(begin)

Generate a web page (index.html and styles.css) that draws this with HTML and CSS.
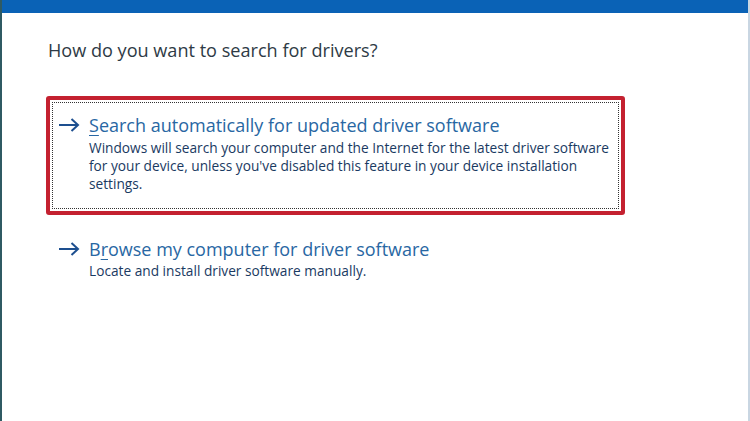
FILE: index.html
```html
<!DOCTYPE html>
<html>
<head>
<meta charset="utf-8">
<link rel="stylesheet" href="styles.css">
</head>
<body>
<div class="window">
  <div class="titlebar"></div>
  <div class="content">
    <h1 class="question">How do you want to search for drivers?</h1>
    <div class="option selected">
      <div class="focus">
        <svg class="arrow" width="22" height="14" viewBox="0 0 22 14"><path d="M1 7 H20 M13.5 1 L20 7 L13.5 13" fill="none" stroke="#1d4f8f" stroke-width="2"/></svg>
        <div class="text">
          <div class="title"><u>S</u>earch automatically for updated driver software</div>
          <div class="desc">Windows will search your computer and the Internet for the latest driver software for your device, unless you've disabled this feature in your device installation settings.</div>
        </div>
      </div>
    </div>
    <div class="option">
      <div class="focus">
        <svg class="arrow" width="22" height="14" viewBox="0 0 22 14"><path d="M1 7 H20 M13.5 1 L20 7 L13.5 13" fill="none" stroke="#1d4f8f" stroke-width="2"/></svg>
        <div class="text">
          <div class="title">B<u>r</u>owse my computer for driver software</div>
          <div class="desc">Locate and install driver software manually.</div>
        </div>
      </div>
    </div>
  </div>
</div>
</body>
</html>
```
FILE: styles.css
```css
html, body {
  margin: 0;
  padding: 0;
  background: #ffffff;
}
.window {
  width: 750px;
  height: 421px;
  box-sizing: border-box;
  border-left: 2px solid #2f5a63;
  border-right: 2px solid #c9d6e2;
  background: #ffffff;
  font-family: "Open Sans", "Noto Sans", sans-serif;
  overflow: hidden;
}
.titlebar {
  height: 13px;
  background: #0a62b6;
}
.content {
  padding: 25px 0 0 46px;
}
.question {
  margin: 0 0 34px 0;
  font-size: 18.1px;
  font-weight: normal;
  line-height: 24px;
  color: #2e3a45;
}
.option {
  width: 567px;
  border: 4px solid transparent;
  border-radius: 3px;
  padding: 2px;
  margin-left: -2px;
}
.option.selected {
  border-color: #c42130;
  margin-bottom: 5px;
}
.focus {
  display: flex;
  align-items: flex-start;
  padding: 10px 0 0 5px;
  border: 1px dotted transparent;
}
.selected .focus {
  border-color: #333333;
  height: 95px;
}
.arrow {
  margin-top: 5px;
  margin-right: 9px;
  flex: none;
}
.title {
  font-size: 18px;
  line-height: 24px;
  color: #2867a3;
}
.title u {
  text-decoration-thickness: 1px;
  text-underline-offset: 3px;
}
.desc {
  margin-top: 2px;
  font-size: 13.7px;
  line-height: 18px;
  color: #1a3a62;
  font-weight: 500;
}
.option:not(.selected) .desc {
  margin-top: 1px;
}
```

(end)

■ GIVEN TASK ■
Extract the full listing exactly, with the pictures left out.

■ TASK OUTPUT ■
Generate a web page (index.html and styles.css) that draws this with HTML and CSS.
FILE: index.html
```html
<!DOCTYPE html>
<html>
<head>
<meta charset="utf-8">
<link rel="stylesheet" href="styles.css">
</head>
<body>
<div class="window">
  <div class="titlebar"></div>
  <div class="content">
    <h1 class="question">How do you want to search for drivers?</h1>
    <div class="option selected">
      <div class="focus">
        <svg class="arrow" width="22" height="14" viewBox="0 0 22 14"><path d="M1 7 H20 M13.5 1 L20 7 L13.5 13" fill="none" stroke="#1d4f8f" stroke-width="2"/></svg>
        <div class="text">
          <div class="title"><u>S</u>earch automatically for updated driver software</div>
          <div class="desc">Windows will search your computer and the Internet for the latest driver software for your device, unless you've disabled this feature in your device installation settings.</div>
        </div>
      </div>
    </div>
    <div class="option">
      <div class="focus">
        <svg class="arrow" width="22" height="14" viewBox="0 0 22 14"><path d="M1 7 H20 M13.5 1 L20 7 L13.5 13" fill="none" stroke="#1d4f8f" stroke-width="2"/></svg>
        <div class="text">
          <div class="title">B<u>r</u>owse my computer for driver software</div>
          <div class="desc">Locate and install driver software manually.</div>
        </div>
      </div>
    </div>
  </div>
</div>
</body>
</html>
```
FILE: styles.css
```css
html, body {
  margin: 0;
  padding: 0;
  background: #ffffff;
}
.window {
  width: 750px;
  height: 421px;
  box-sizing: border-box;
  border-left: 2px solid #2f5a63;
  border-right: 2px solid #c9d6e2;
  background: #ffffff;
  font-family: "Open Sans", "Noto Sans", sans-serif;
  overflow: hidden;
}
.titlebar {
  height: 13px;
  background: #0a62b6;
}
.content {
  padding: 25px 0 0 46px;
}
.question {
  margin: 0 0 34px 0;
  font-size: 18.1px;
  font-weight: normal;
  line-height: 24px;
  color: #2e3a45;
}
.option {
  width: 567px;
  border: 4px solid transparent;
  border-radius: 3px;
  padding: 2px;
  margin-left: -2px;
}
.option.selected {
  border-color: #c42130;
  margin-bottom: 5px;
}
.focus {
  display: flex;
  align-items: flex-start;
  padding: 10px 0 0 5px;
  border: 1px dotted transparent;
}
.selected .focus {
  border-color: #333333;
  height: 95px;
}
.arrow {
  margin-top: 5px;
  margin-right: 9px;
  flex: none;
}
.title {
  font-size: 18px;
  line-height: 24px;
  color: #2867a3;
}
.title u {
  text-decoration-thickness: 1px;
  text-underline-offset: 3px;
}
.desc {
  margin-top: 2px;
  font-size: 13.7px;
  line-height: 18px;
  color: #1a3a62;
  font-weight: 500;
}
.option:not(.selected) .desc {
  margin-top: 1px;
}
```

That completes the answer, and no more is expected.